What you should do: Output every line exactly as written. Leave out pictures.

▼

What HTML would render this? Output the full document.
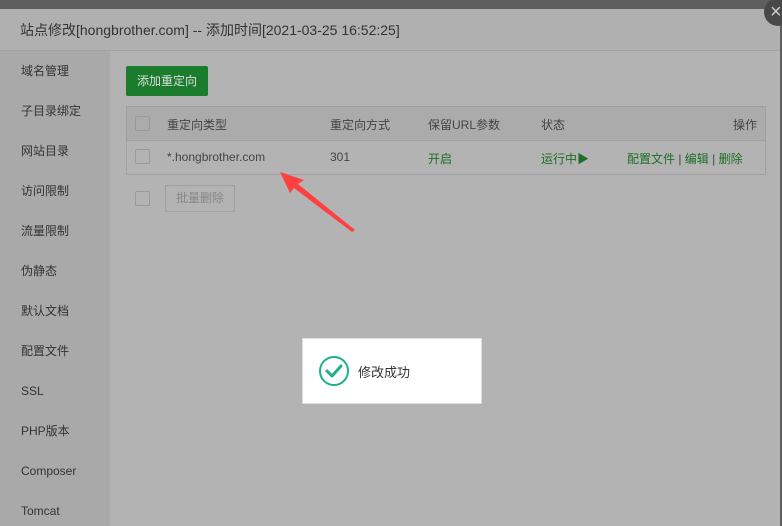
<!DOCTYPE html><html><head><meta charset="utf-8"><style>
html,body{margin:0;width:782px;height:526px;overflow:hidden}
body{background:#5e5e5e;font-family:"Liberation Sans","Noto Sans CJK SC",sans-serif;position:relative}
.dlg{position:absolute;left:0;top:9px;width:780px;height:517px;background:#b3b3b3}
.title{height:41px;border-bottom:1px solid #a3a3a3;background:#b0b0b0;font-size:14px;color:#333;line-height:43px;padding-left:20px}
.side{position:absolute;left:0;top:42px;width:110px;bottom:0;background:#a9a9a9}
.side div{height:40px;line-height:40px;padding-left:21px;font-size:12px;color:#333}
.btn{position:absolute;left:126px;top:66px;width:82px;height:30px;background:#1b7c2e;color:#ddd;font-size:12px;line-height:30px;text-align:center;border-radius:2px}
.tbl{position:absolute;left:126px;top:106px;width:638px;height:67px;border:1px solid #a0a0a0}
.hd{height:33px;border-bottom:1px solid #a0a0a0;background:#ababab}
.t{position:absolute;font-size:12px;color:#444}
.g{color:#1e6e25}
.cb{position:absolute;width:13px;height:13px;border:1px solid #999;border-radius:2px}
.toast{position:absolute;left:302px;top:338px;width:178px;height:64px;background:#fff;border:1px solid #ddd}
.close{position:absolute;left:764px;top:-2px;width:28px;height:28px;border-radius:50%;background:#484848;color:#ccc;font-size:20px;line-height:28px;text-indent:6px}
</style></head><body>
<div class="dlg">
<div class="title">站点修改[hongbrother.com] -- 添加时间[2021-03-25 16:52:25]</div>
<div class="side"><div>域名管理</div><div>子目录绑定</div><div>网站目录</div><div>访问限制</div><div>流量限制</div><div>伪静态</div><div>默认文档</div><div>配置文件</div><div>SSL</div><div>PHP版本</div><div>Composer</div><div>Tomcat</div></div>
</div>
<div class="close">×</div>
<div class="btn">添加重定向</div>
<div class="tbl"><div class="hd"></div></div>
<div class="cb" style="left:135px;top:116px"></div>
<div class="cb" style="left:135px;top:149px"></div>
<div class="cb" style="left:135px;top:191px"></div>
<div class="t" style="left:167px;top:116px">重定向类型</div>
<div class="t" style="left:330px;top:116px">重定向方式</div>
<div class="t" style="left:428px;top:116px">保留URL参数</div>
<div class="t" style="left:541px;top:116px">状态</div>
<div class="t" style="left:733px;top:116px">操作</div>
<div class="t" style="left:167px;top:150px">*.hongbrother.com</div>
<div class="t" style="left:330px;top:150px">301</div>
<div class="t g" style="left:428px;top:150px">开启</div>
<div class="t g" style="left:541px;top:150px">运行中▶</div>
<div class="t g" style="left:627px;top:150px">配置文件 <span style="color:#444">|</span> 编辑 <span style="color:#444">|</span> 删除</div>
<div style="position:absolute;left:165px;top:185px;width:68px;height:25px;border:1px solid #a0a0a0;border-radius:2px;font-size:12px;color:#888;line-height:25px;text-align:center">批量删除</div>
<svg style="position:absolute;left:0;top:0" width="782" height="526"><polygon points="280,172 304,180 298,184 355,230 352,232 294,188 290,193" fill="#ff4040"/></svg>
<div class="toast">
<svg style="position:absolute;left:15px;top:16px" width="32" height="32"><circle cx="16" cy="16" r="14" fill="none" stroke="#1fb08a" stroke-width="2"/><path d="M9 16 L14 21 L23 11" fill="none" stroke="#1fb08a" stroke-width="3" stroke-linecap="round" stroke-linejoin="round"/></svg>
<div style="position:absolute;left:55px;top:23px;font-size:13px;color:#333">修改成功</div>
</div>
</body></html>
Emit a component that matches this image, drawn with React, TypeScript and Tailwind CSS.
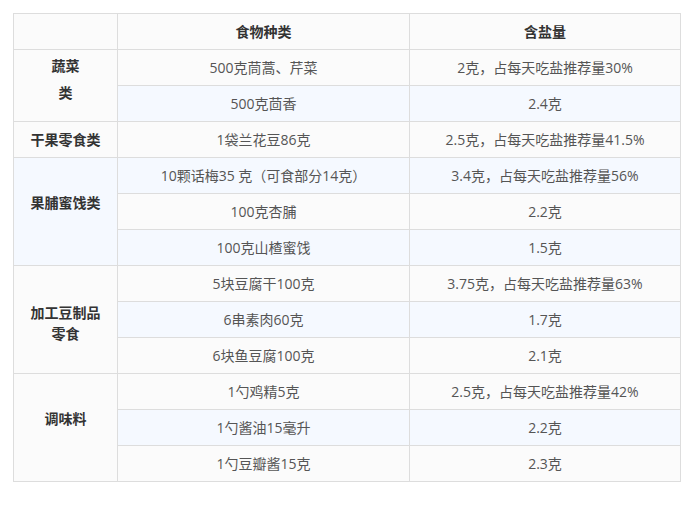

▲

Exercise response:
What HTML would render this? Output the full document.
<!DOCTYPE html><html><head><meta charset="utf-8"><style>
html,body{margin:0;width:782px;height:526px;overflow:hidden}
body{background:#5e5e5e;font-family:"Liberation Sans","Noto Sans CJK SC",sans-serif;position:relative}
.dlg{position:absolute;left:0;top:9px;width:780px;height:517px;background:#b3b3b3}
.title{height:41px;border-bottom:1px solid #a3a3a3;background:#b0b0b0;font-size:14px;color:#333;line-height:43px;padding-left:20px}
.side{position:absolute;left:0;top:42px;width:110px;bottom:0;background:#a9a9a9}
.side div{height:40px;line-height:40px;padding-left:21px;font-size:12px;color:#333}
.btn{position:absolute;left:126px;top:66px;width:82px;height:30px;background:#1b7c2e;color:#ddd;font-size:12px;line-height:30px;text-align:center;border-radius:2px}
.tbl{position:absolute;left:126px;top:106px;width:638px;height:67px;border:1px solid #a0a0a0}
.hd{height:33px;border-bottom:1px solid #a0a0a0;background:#ababab}
.t{position:absolute;font-size:12px;color:#444}
.g{color:#1e6e25}
.cb{position:absolute;width:13px;height:13px;border:1px solid #999;border-radius:2px}
.toast{position:absolute;left:302px;top:338px;width:178px;height:64px;background:#fff;border:1px solid #ddd}
.close{position:absolute;left:764px;top:-2px;width:28px;height:28px;border-radius:50%;background:#484848;color:#ccc;font-size:20px;line-height:28px;text-indent:6px}
</style></head><body>
<div class="dlg">
<div class="title">站点修改[hongbrother.com] -- 添加时间[2021-03-25 16:52:25]</div>
<div class="side"><div>域名管理</div><div>子目录绑定</div><div>网站目录</div><div>访问限制</div><div>流量限制</div><div>伪静态</div><div>默认文档</div><div>配置文件</div><div>SSL</div><div>PHP版本</div><div>Composer</div><div>Tomcat</div></div>
</div>
<div class="close">×</div>
<div class="btn">添加重定向</div>
<div class="tbl"><div class="hd"></div></div>
<div class="cb" style="left:135px;top:116px"></div>
<div class="cb" style="left:135px;top:149px"></div>
<div class="cb" style="left:135px;top:191px"></div>
<div class="t" style="left:167px;top:116px">重定向类型</div>
<div class="t" style="left:330px;top:116px">重定向方式</div>
<div class="t" style="left:428px;top:116px">保留URL参数</div>
<div class="t" style="left:541px;top:116px">状态</div>
<div class="t" style="left:733px;top:116px">操作</div>
<div class="t" style="left:167px;top:150px">*.hongbrother.com</div>
<div class="t" style="left:330px;top:150px">301</div>
<div class="t g" style="left:428px;top:150px">开启</div>
<div class="t g" style="left:541px;top:150px">运行中▶</div>
<div class="t g" style="left:627px;top:150px">配置文件 <span style="color:#444">|</span> 编辑 <span style="color:#444">|</span> 删除</div>
<div style="position:absolute;left:165px;top:185px;width:68px;height:25px;border:1px solid #a0a0a0;border-radius:2px;font-size:12px;color:#888;line-height:25px;text-align:center">批量删除</div>
<svg style="position:absolute;left:0;top:0" width="782" height="526"><polygon points="280,172 304,180 298,184 355,230 352,232 294,188 290,193" fill="#ff4040"/></svg>
<div class="toast">
<svg style="position:absolute;left:15px;top:16px" width="32" height="32"><circle cx="16" cy="16" r="14" fill="none" stroke="#1fb08a" stroke-width="2"/><path d="M9 16 L14 21 L23 11" fill="none" stroke="#1fb08a" stroke-width="3" stroke-linecap="round" stroke-linejoin="round"/></svg>
<div style="position:absolute;left:55px;top:23px;font-size:13px;color:#333">修改成功</div>
</div>
</body></html>
Emit a component that matches this image, drawn with React, TypeScript and Tailwind CSS.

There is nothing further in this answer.